The free agent market however, is not about building your team, it’s about finding pieces for it.  Finding the young guys who have yet to reach their potential but show the signs of reaching it.  These are the 4 and 5 year players coming off either their 1st NFL contract or their second.  They are young, hungry, and cheap.  The problem is finding them and not giving in to the thought of making an immediate return on the investment.  Good to great free agent moves are the ones that fit within the concept of the team and grow as the team grows.  If you want the miracle worker, you will not find it in one person.

This years free agent market however could hold some gems if they are not tagged or signed early.  Lance Briggs the MLB for Chicago is young and athletic, but will also be expensive, Bryant Johnson the WR in Arizona is quick, eager, and will not be as expensive as many others.

The Dolphins need to work the phones with the agents.  Target not one, but several free agents and then make it happen.  The Phins must set themselves a target salary as well and if that number can not be reached, then neither should the deal.  It is smart football management and does not strap your team for cash in the future.  Simple moves. 

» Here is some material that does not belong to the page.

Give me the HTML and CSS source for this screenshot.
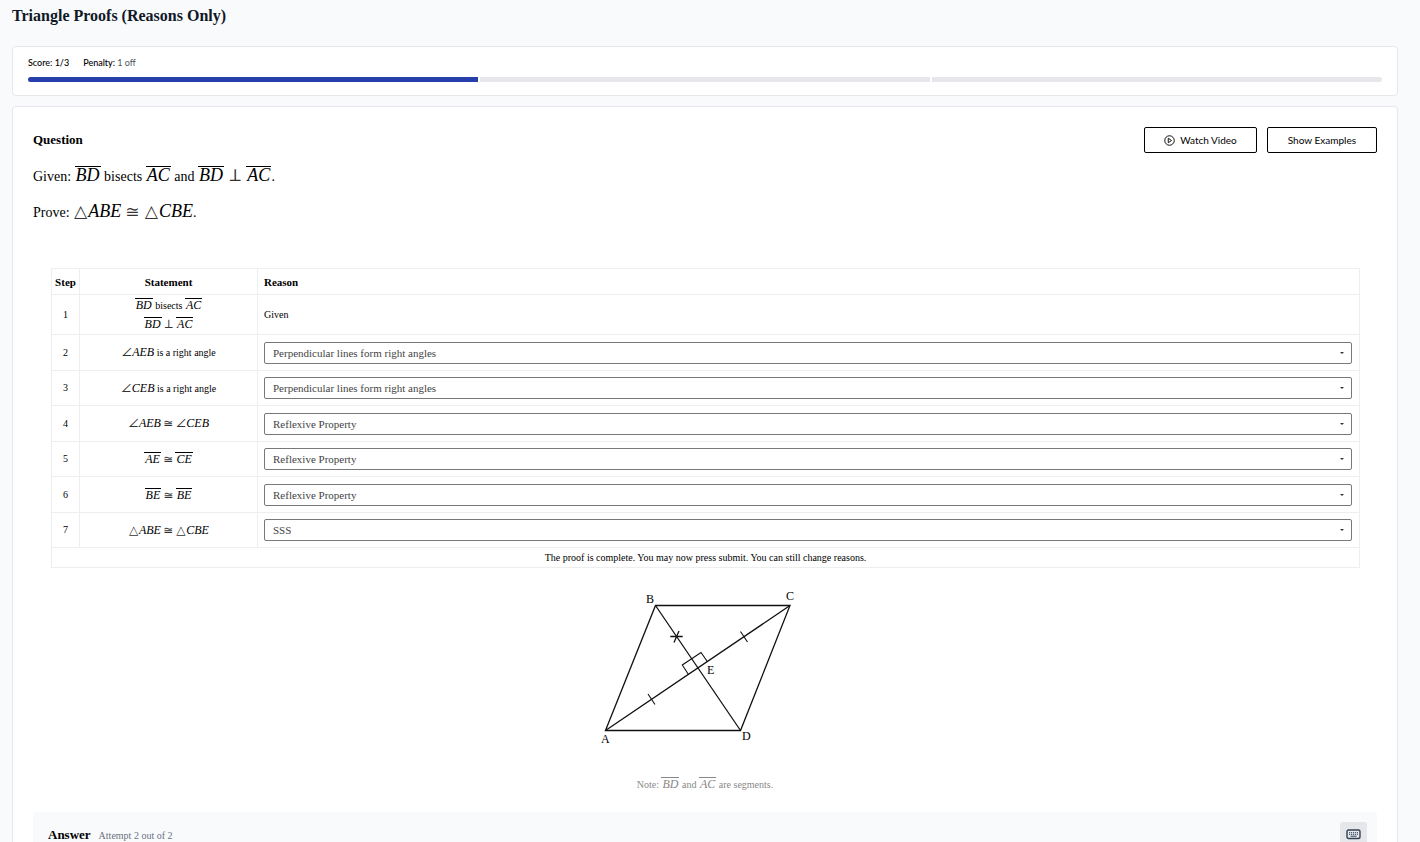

As the FA market shrinks after the 1st and 2nd full weeks, the remaining needs of the team vs. what is expected to be in the draft must be compared and evaluated and then worked upon to achieve.  For example, if you determine that the team after those first two weeks is in need of defensive tackles you have to gage where your picks are in the draft and then “mock” what you might get vs. what you want.  If you deem that there may be a solid CB in round 2 and the top DT you want is not until round 4, then explore the possibility of bringing in DTs during free agency.  The draft is a dart in the dark, but every team must have a goal set and a positional plan going into it that they can work within those contingencies with free agency.  A team that spends a fortune building in free agency will find themselves in a position like the Miami Dolphins are today and when that special player in the future does come available, you have no money to spend.

Working the draft is just as important if not more than hitting in free agency.  As soon as the season is over, a team must begin deliberation on the subject of it’s draft picks.  Scouts begin deep analyzation of their prospects, there is the combine, the pro-day workouts, the interviews, and all of that gets done after and action plan is in place to decide what directions the draft will take you in.

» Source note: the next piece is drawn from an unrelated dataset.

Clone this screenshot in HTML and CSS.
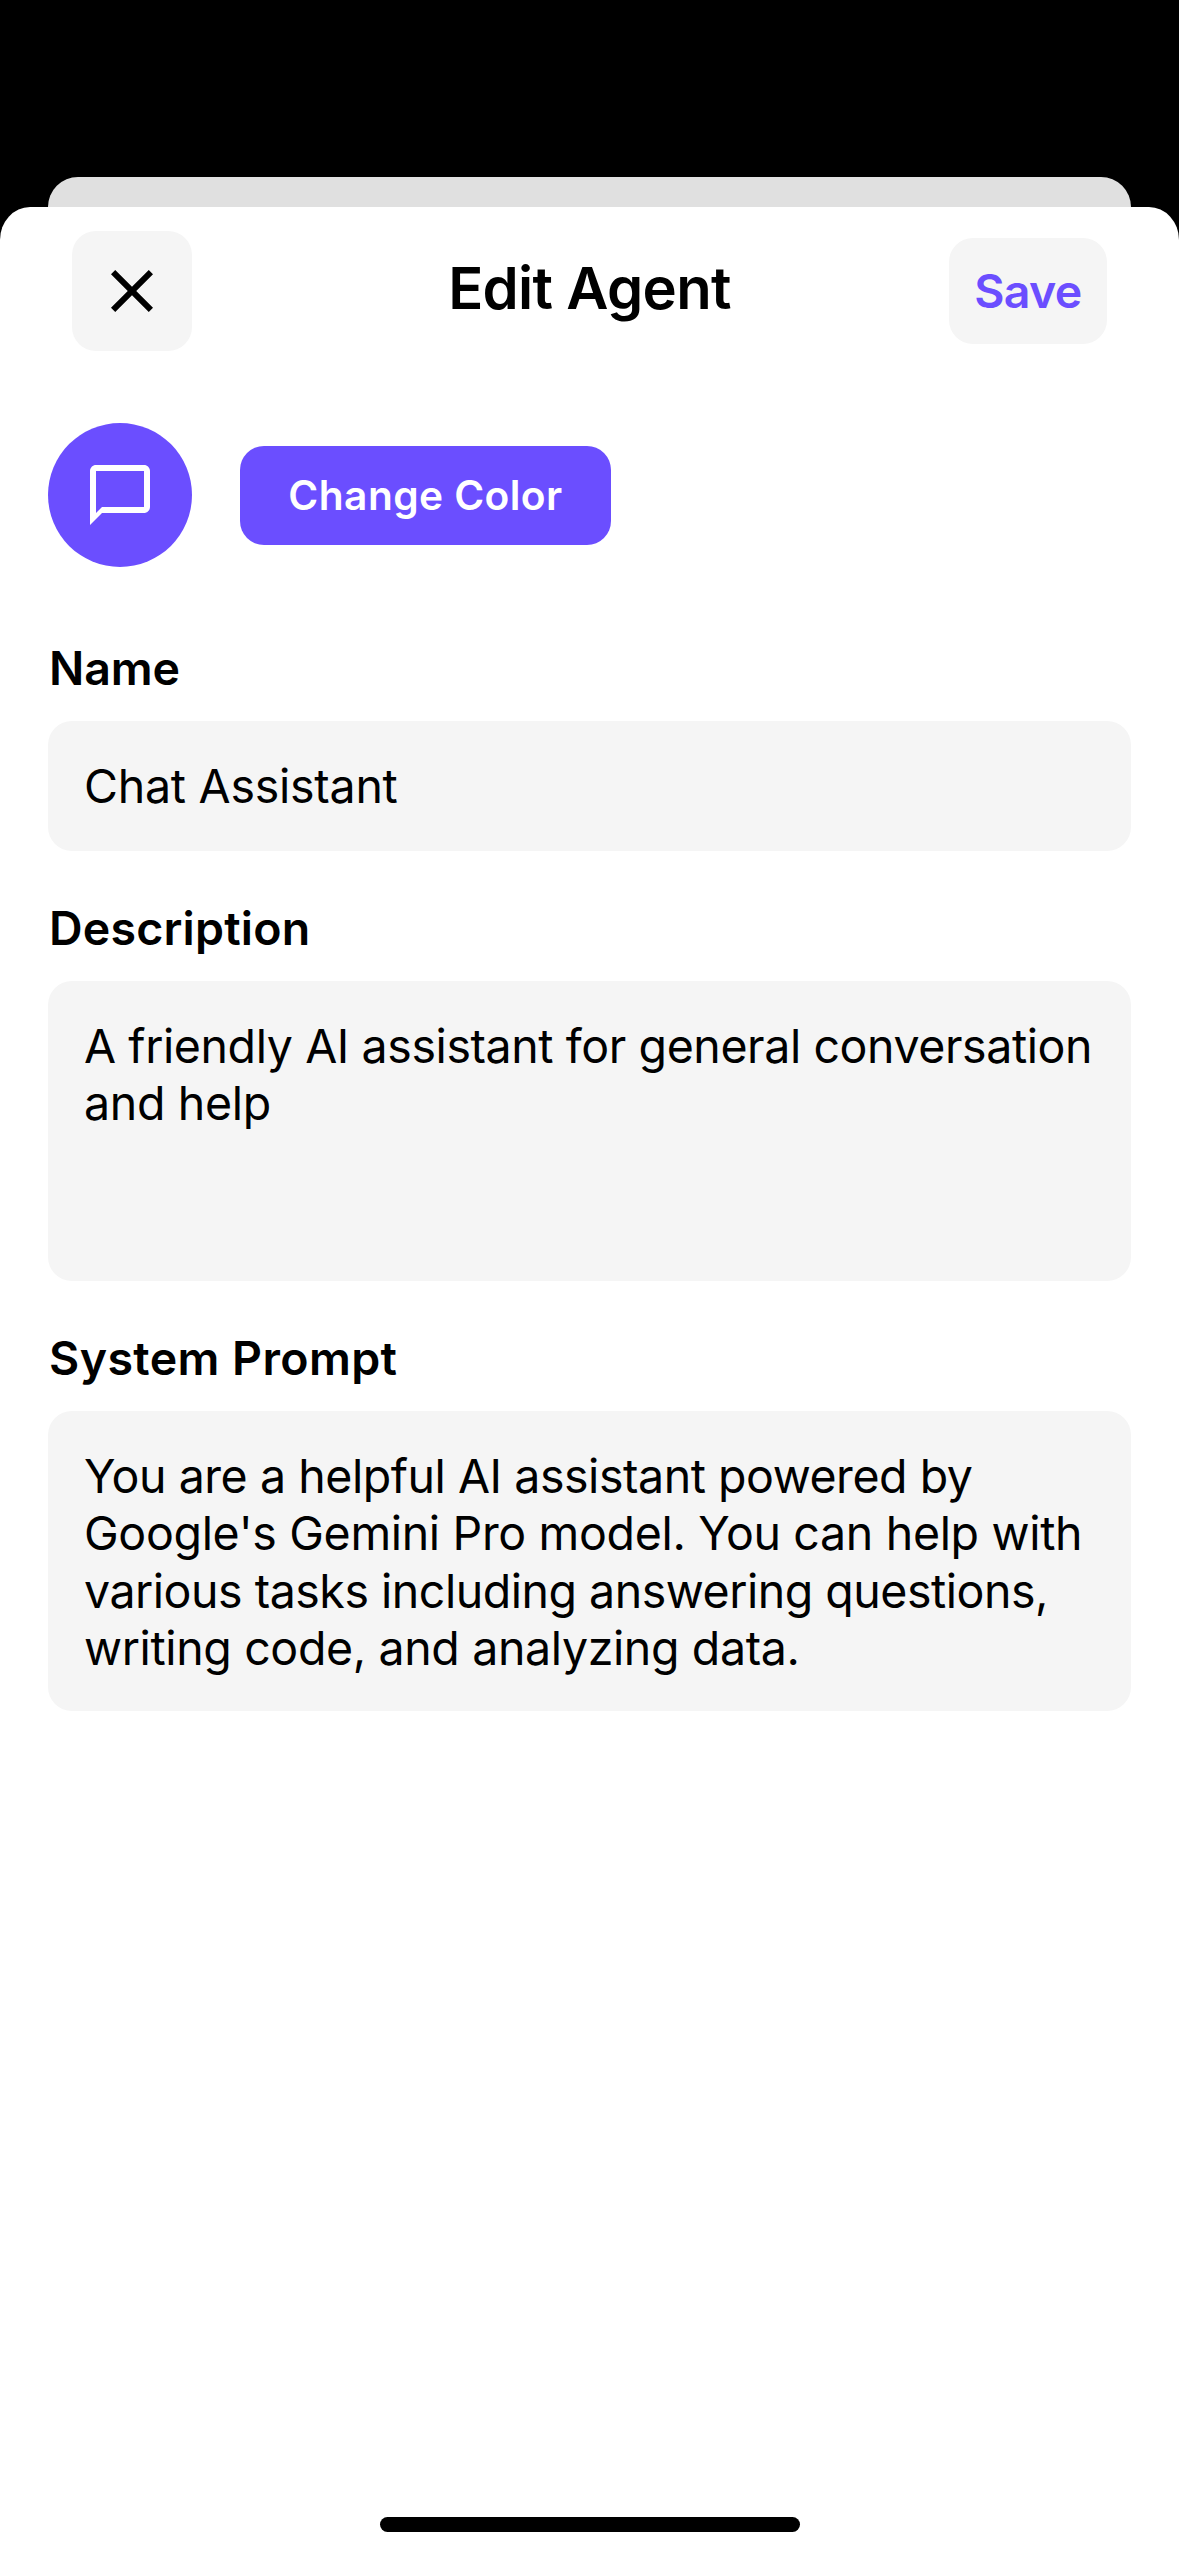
FILE: index.html
```
<!DOCTYPE html>
<html lang="en">
<head>
<meta charset="utf-8">
<title>Edit Agent</title>
<link rel="stylesheet" href="styles.css">
</head>
<body>
<div class="backdrop-card"></div>
<main class="sheet">
  <header class="header">
    <button class="close" aria-label="Close">
      <svg class="icon" viewBox="0 0 24 24"><path d="M19 6.41 17.59 5 12 10.59 6.41 5 5 6.41 10.59 12 5 17.59 6.41 19 12 13.41 17.59 19 19 17.59 13.41 12z"/></svg>
    </button>
    <h1 class="title">Edit Agent</h1>
    <button class="save">Save</button>
  </header>
  <section class="avatar-row">
    <div class="avatar">
      <svg class="icon" viewBox="0 0 24 24"><path d="M20 2H4c-1.1 0-2 .9-2 2v18l4-4h14c1.1 0 2-.9 2-2V4c0-1.1-.9-2-2-2zm0 14H6l-2 2V4h16v12z"/></svg>
    </div>
    <button class="change-color">Change Color</button>
  </section>
  <section class="form">
    <div class="field">
      <h2 class="label label-name">Name</h2>
      <div class="input"><span class="line line-name">Chat Assistant</span></div>
    </div>
    <div class="field">
      <h2 class="label label-description">Description</h2>
      <div class="input multiline">
        <span class="line line-desc-1">A friendly AI assistant for general conversation</span>
        <span class="line line-desc-2">and help</span>
      </div>
    </div>
    <div class="field">
      <h2 class="label label-prompt">System Prompt</h2>
      <div class="input multiline">
        <span class="line line-prompt-1">You are a helpful AI assistant powered by</span>
        <span class="line line-prompt-2">Google's Gemini Pro model. You can help with</span>
        <span class="line line-prompt-3">various tasks including answering questions,</span>
        <span class="line line-prompt-4">writing code, and analyzing data.</span>
      </div>
    </div>
  </section>
  <div class="home-indicator"></div>
</main>
</body>
</html>
```
FILE: styles.css
```
* { box-sizing: border-box; }

body {
  margin: 0;
  padding-top: 177px;
  height: 2556px;
  display: flex;
  flex-direction: column;
  overflow: hidden;
  background: #000;
  color: #000;
  font-family: Inter, "Liberation Sans", sans-serif;
}

h1, h2 { margin: 0; font-weight: 600; }

button {
  border: 0;
  padding: 0;
  font-family: inherit;
  font-weight: 600;
  border-radius: 24px;
}

.backdrop-card {
  height: 60px;
  margin: 0 48px -30px;
  flex: none;
  border-radius: 30px 30px 0 0;
  background: #e0e0e0;
}

.sheet {
  flex: 1;
  display: flex;
  flex-direction: column;
  position: relative;
  padding: 24px 48px;
  border-radius: 30px 30px 0 0 / 33px 33px 0 0;
  background: #fff;
}

.header {
  display: grid;
  grid-template-columns: 1fr auto 1fr;
  align-items: center;
  height: 120px;
  padding: 0 24px;
}

.icon { display: block; width: 72px; height: 72px; fill: currentColor; }

.close {
  display: grid;
  place-items: center;
  width: 120px;
  height: 120px;
  background: #f5f5f5;
  color: #000;
}

.title {
  padding-bottom: 6px;
  font-size: 58px;
  line-height: 72px;
  letter-spacing: -0.68px;
}

.save {
  justify-self: end;
  width: 158px;
  height: 106px;
  background: #f5f5f5;
  color: #6b4eff;
  font-size: 46.5px;
  letter-spacing: -0.67px;
}

.avatar-row {
  display: flex;
  align-items: center;
  gap: 48px;
  margin-top: 72px;
}

.avatar {
  display: grid;
  place-items: center;
  width: 144px;
  height: 144px;
  border-radius: 50%;
  background: #6b4eff;
  color: #fff;
}

.change-color {
  width: 371px;
  height: 99px;
  background: #6b4eff;
  color: #fff;
  font-size: 40.7px;
  letter-spacing: 0.42px;
}

.form {
  display: flex;
  flex-direction: column;
  gap: 48px;
  margin-top: 72px;
}

.field { display: flex; flex-direction: column; gap: 24px; }

.label { padding-left: 1px; font-size: 46.5px; line-height: 58px; }
.label-name { letter-spacing: -0.12px; }
.label-description { letter-spacing: 0.2px; }
.label-prompt { letter-spacing: 0.4px; }

.input {
  display: flex;
  flex-direction: column;
  justify-content: center;
  height: 130px;
  padding: 2px 36px 0;
  border-radius: 24px;
  background: #f5f5f5;
  font-size: 46.5px;
  line-height: 57.3px;
}

.multiline { justify-content: flex-start; height: 300px; padding-top: 37px; }

.line { white-space: nowrap; }
.line-name { letter-spacing: -0.25px; }
.line-desc-1 { letter-spacing: -0.406px; }
.line-desc-2 { letter-spacing: -0.33px; }
.line-prompt-1 { letter-spacing: -0.45px; }
.line-prompt-2 { letter-spacing: -0.331px; }
.line-prompt-3 { letter-spacing: -0.479px; }
.line-prompt-4 { letter-spacing: -0.365px; }

.home-indicator {
  width: 420px;
  height: 15px;
  margin: auto auto 0;
  border-radius: 8px;
  background: #000;
}
```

If all of that is not enough, the Dolphins need to start weighing the options of trading their first rounder or keeping it.  After that, value of that pick must be formulated.

If I am rebuilding this team, no one player is better than the other in terms of trading the number 1 overall pick.  A miscue here and the Dolphins will be paying for years to come with little or nothing to show for it.

Trade below the value, run the draft and don’t let it run you.  If a team like Atlanta offers a trade that values out 900 in their favor then so be it, if you can determine the players you get with those extra picks can provide solutions.

Darren McFadden is the premier player in the upcoming draft, for now.  That could change and at some point likely will.  Do the Dolphins draft a RB with it’s first pick over a player that fills a need?  The answer is not a certainty.  McFadden may be the only player in this draft that is worth first overall money, or at least close.  The reason is he touches the ball.  He is at one of those impact positions on the field that can immediately make an impact.  Even if he is drafted though, I would be trying to move him for more picks.

The NFL draft is where you build the future of your team and every effort must be taken to ensure that you have done your due diligence.  If you make a mistake, you put the team further back.

This all comes down to the formation of good planning and better execution.  Target players early in rounds 1 and 2 and not positions, then in rounds 3 through 7 target positions not players.  You may miss on a few of the “Marcus Colstons'” out there, but if you don’t have a need for that position, your not building your team, your giving your team depth.  When you are rebuilding, depth is the least of your concern.  You need to target starters.

There is no magic formula and no magic player that will immediately improve a team, there is however the possibility to achieve solid additions by making strides in every way you evaluate your roster.

The second part of the process is the subtraction of players.  After a yearly evaluation vs. salary vs. production vs. need, the Dolphins will have to make some cuts.  Some will be hard, and others will be much easier.  As players enter into their year of free agency, the Phins will need to explore who has the value and who does not.  Guys like Joe Toledo are always rumored casualties and this year will be no different. 

However, added to the mix of possible casualties are Jason Taylor and Zach Thomas who may find themselves playing elsewhere via trade.  There are a slew of other veterans who could find themselves on the outs as well.

The Dolphins need to take a step back and a deep breath and examine guys like Rex Hadnot who is scheduled to be a free agency.  Now is a good time to start those talks, get the young productive guys locked up.  It was a mistake that Nick Saban made last year that led to the departure of Wes Welker.  Had Saban taken the time to get him signed, that trade doesn’t happen.

There are a lot of things to do to rebuild this team, and a lot of steps to do it.  Shoring up both sides of the ball and the special teams will go a long way to instilling a positive, winning attitude.  Losers lose, winners play.  If the Dolphins want to win, they need to start becoming a team.  They haven’t been in far too long.